Task requirements:
Every line of the listing must be reproduced as it stands. Leave the images behind.

Source material:
━━━━━━

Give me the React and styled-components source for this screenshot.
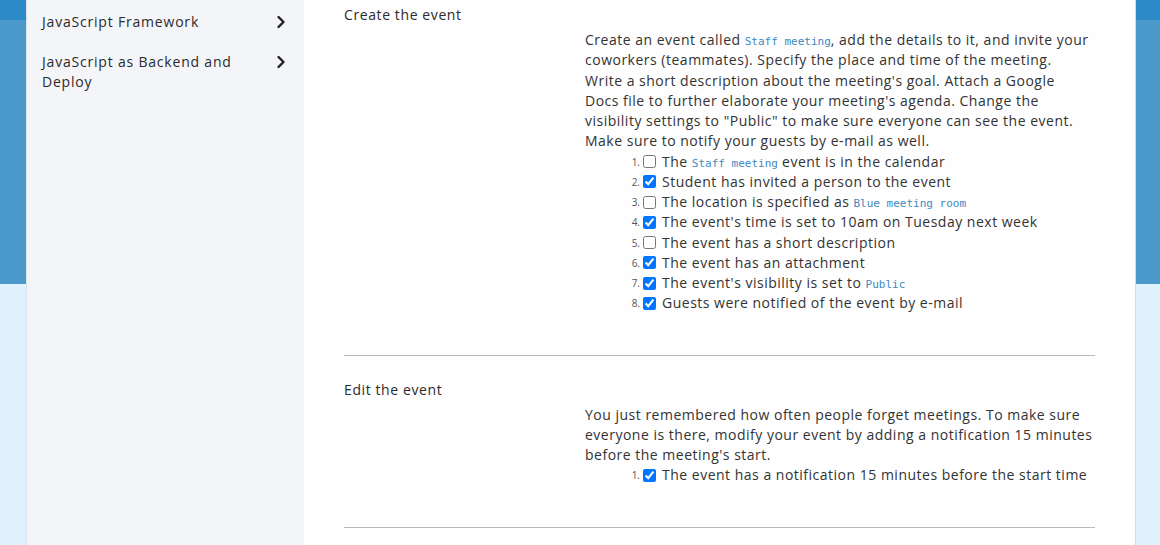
import React from "react";
import styled, { createGlobalStyle } from "styled-components";

const GlobalStyle = createGlobalStyle`
  html, body {
    margin: 0;
    padding: 0;
  }
  body {
    font-family: "Open Sans", "Liberation Sans", sans-serif;
    background: linear-gradient(
      to bottom,
      #2a8bc8 0,
      #2a8bc8 20px,
      #4b98cb 20px,
      #4b98cb 284px,
      #e1f0fd 284px
    );
    background-repeat: no-repeat;
    background-color: #e1f0fd;
    min-height: 100vh;
  }
`;

const Shell = styled.div`
  display: flex;
  margin: 0 24px 0 26px;
  min-height: 100vh;
`;

const Sidebar = styled.nav`
  width: 277px;
  flex-shrink: 0;
  background: #f4f5f9;
  border-left: 1px solid #dce3ea;
  padding-top: 2px;
`;

const NavItem = styled.div`
  display: flex;
  align-items: flex-start;
  justify-content: space-between;
  padding: 10px 18px 10px 15px;
  color: #2b2b2b;
  font-size: 14px;
  line-height: 20px;
  letter-spacing: 0.8px;
  cursor: pointer;
`;

const NavLabel = styled.span`
  max-width: 210px;
`;

const Chevron = styled.svg`
  width: 10px;
  height: 14px;
  margin-top: 3px;
  flex-shrink: 0;
`;

const Main = styled.main`
  width: 751px;
  flex-shrink: 0;
  background: #fefefe;
  border-right: 1px solid #d9d9d9;
  padding: 0 40px;
  color: #333;
`;

const Section = styled.section`
  padding: ${({ $top }) => $top}px 0 41px;
  border-bottom: 1px solid #b9b9b9;
`;

const Title = styled.h3`
  margin: 0 0 5px;
  font-size: 14px;
  font-weight: 400;
  line-height: 20px;
  letter-spacing: 0.6px;
  color: #2b2b2b;
`;

const Body = styled.div`
  margin-left: 241px;
  width: ${({ $width }) => $width}px;
  font-size: 14px;
  line-height: 20.25px;
  letter-spacing: 0.5px;
`;

const Text = styled.p`
  margin: 0;
`;

const Code = styled.code`
  font-family: "DejaVu Sans Mono", "Liberation Mono", monospace;
  font-size: 11px;
  line-height: 1;
  letter-spacing: 0;
  color: #4189c2;
`;

const Checklist = styled.ol`
  list-style: none;
  margin: 0;
  padding: 0;
`;

const Item = styled.li`
  display: flex;
  align-items: center;
  height: 20.25px;
`;

const Num = styled.span`
  width: 55px;
  text-align: right;
  font-size: 10px;
  letter-spacing: 0;
  color: #555;
`;

const Box = styled.input`
  width: 13px;
  height: 13px;
  margin: 0 6px 0 3px;
  flex-shrink: 0;
  accent-color: #0075ff;
`;

const ChevronIcon = () => (
  <Chevron viewBox="0 0 10 14">
    <polyline
      points="2.5,2 7.5,7 2.5,12"
      fill="none"
      stroke="#222"
      strokeWidth="2.4"
      strokeLinecap="round"
      strokeLinejoin="round"
    />
  </Chevron>
);

const createChecks = [
  [false, <>The <Code>Staff meeting</Code> event is in the calendar</>],
  [true, "Student has invited a person to the event"],
  [false, <>The location is specified as <Code>Blue meeting room</Code></>],
  [true, "The event's time is set to 10am on Tuesday next week"],
  [false, "The event has a short description"],
  [true, "The event has an attachment"],
  [true, <>The event's visibility is set to <Code>Public</Code></>],
  [true, "Guests were notified of the event by e-mail"],
];

const editChecks = [
  [true, "The event has a notification 15 minutes before the start time"],
];

const Checks = ({ items }) => (
  <Checklist>
    {items.map(([done, label], i) => (
      <Item key={i}>
        <Num>{i + 1}.</Num>
        <Box type="checkbox" defaultChecked={done} readOnly />
        <span>{label}</span>
      </Item>
    ))}
  </Checklist>
);

export default function App() {
  return (
    <>
      <GlobalStyle />
      <Shell>
        <Sidebar>
          <NavItem>
            <NavLabel>JavaScript Framework</NavLabel>
            <ChevronIcon />
          </NavItem>
          <NavItem>
            <NavLabel>JavaScript as Backend and Deploy</NavLabel>
            <ChevronIcon />
          </NavItem>
        </Sidebar>
        <Main>
          <Section $top={5}>
            <Title>Create the event</Title>
            <Body $width={506}>
              <Text>
                Create an event called <Code>Staff meeting</Code>, add the
                details to it, and invite your coworkers (teammates). Specify
                the place and time of the meeting. Write a short description
                about the meeting's goal. Attach a Google Docs file to further
                elaborate your meeting's agenda. Change the visibility settings
                to "Public" to make sure everyone can see the event. Make sure
                to notify your guests by e-mail as well.
              </Text>
              <Checks items={createChecks} />
            </Body>
          </Section>
          <Section $top={24}>
            <Title>Edit the event</Title>
            <Body $width={514}>
              <Text>
                You just remembered how often people forget meetings. To make
                sure everyone is there, modify your event by adding a
                notification 15 minutes before the meeting's start.
              </Text>
              <Checks items={editChecks} />
            </Body>
          </Section>
        </Main>
      </Shell>
    </>
  );
}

━━━━━━

Exercise output:
Give me the React and styled-components source for this screenshot.
import React from "react";
import styled, { createGlobalStyle } from "styled-components";

const GlobalStyle = createGlobalStyle`
  html, body {
    margin: 0;
    padding: 0;
  }
  body {
    font-family: "Open Sans", "Liberation Sans", sans-serif;
    background: linear-gradient(
      to bottom,
      #2a8bc8 0,
      #2a8bc8 20px,
      #4b98cb 20px,
      #4b98cb 284px,
      #e1f0fd 284px
    );
    background-repeat: no-repeat;
    background-color: #e1f0fd;
    min-height: 100vh;
  }
`;

const Shell = styled.div`
  display: flex;
  margin: 0 24px 0 26px;
  min-height: 100vh;
`;

const Sidebar = styled.nav`
  width: 277px;
  flex-shrink: 0;
  background: #f4f5f9;
  border-left: 1px solid #dce3ea;
  padding-top: 2px;
`;

const NavItem = styled.div`
  display: flex;
  align-items: flex-start;
  justify-content: space-between;
  padding: 10px 18px 10px 15px;
  color: #2b2b2b;
  font-size: 14px;
  line-height: 20px;
  letter-spacing: 0.8px;
  cursor: pointer;
`;

const NavLabel = styled.span`
  max-width: 210px;
`;

const Chevron = styled.svg`
  width: 10px;
  height: 14px;
  margin-top: 3px;
  flex-shrink: 0;
`;

const Main = styled.main`
  width: 751px;
  flex-shrink: 0;
  background: #fefefe;
  border-right: 1px solid #d9d9d9;
  padding: 0 40px;
  color: #333;
`;

const Section = styled.section`
  padding: ${({ $top }) => $top}px 0 41px;
  border-bottom: 1px solid #b9b9b9;
`;

const Title = styled.h3`
  margin: 0 0 5px;
  font-size: 14px;
  font-weight: 400;
  line-height: 20px;
  letter-spacing: 0.6px;
  color: #2b2b2b;
`;

const Body = styled.div`
  margin-left: 241px;
  width: ${({ $width }) => $width}px;
  font-size: 14px;
  line-height: 20.25px;
  letter-spacing: 0.5px;
`;

const Text = styled.p`
  margin: 0;
`;

const Code = styled.code`
  font-family: "DejaVu Sans Mono", "Liberation Mono", monospace;
  font-size: 11px;
  line-height: 1;
  letter-spacing: 0;
  color: #4189c2;
`;

const Checklist = styled.ol`
  list-style: none;
  margin: 0;
  padding: 0;
`;

const Item = styled.li`
  display: flex;
  align-items: center;
  height: 20.25px;
`;

const Num = styled.span`
  width: 55px;
  text-align: right;
  font-size: 10px;
  letter-spacing: 0;
  color: #555;
`;

const Box = styled.input`
  width: 13px;
  height: 13px;
  margin: 0 6px 0 3px;
  flex-shrink: 0;
  accent-color: #0075ff;
`;

const ChevronIcon = () => (
  <Chevron viewBox="0 0 10 14">
    <polyline
      points="2.5,2 7.5,7 2.5,12"
      fill="none"
      stroke="#222"
      strokeWidth="2.4"
      strokeLinecap="round"
      strokeLinejoin="round"
    />
  </Chevron>
);

const createChecks = [
  [false, <>The <Code>Staff meeting</Code> event is in the calendar</>],
  [true, "Student has invited a person to the event"],
  [false, <>The location is specified as <Code>Blue meeting room</Code></>],
  [true, "The event's time is set to 10am on Tuesday next week"],
  [false, "The event has a short description"],
  [true, "The event has an attachment"],
  [true, <>The event's visibility is set to <Code>Public</Code></>],
  [true, "Guests were notified of the event by e-mail"],
];

const editChecks = [
  [true, "The event has a notification 15 minutes before the start time"],
];

const Checks = ({ items }) => (
  <Checklist>
    {items.map(([done, label], i) => (
      <Item key={i}>
        <Num>{i + 1}.</Num>
        <Box type="checkbox" defaultChecked={done} readOnly />
        <span>{label}</span>
      </Item>
    ))}
  </Checklist>
);

export default function App() {
  return (
    <>
      <GlobalStyle />
      <Shell>
        <Sidebar>
          <NavItem>
            <NavLabel>JavaScript Framework</NavLabel>
            <ChevronIcon />
          </NavItem>
          <NavItem>
            <NavLabel>JavaScript as Backend and Deploy</NavLabel>
            <ChevronIcon />
          </NavItem>
        </Sidebar>
        <Main>
          <Section $top={5}>
            <Title>Create the event</Title>
            <Body $width={506}>
              <Text>
                Create an event called <Code>Staff meeting</Code>, add the
                details to it, and invite your coworkers (teammates). Specify
                the place and time of the meeting. Write a short description
                about the meeting's goal. Attach a Google Docs file to further
                elaborate your meeting's agenda. Change the visibility settings
                to "Public" to make sure everyone can see the event. Make sure
                to notify your guests by e-mail as well.
              </Text>
              <Checks items={createChecks} />
            </Body>
          </Section>
          <Section $top={24}>
            <Title>Edit the event</Title>
            <Body $width={514}>
              <Text>
                You just remembered how often people forget meetings. To make
                sure everyone is there, modify your event by adding a
                notification 15 minutes before the meeting's start.
              </Text>
              <Checks items={editChecks} />
            </Body>
          </Section>
        </Main>
      </Shell>
    </>
  );
}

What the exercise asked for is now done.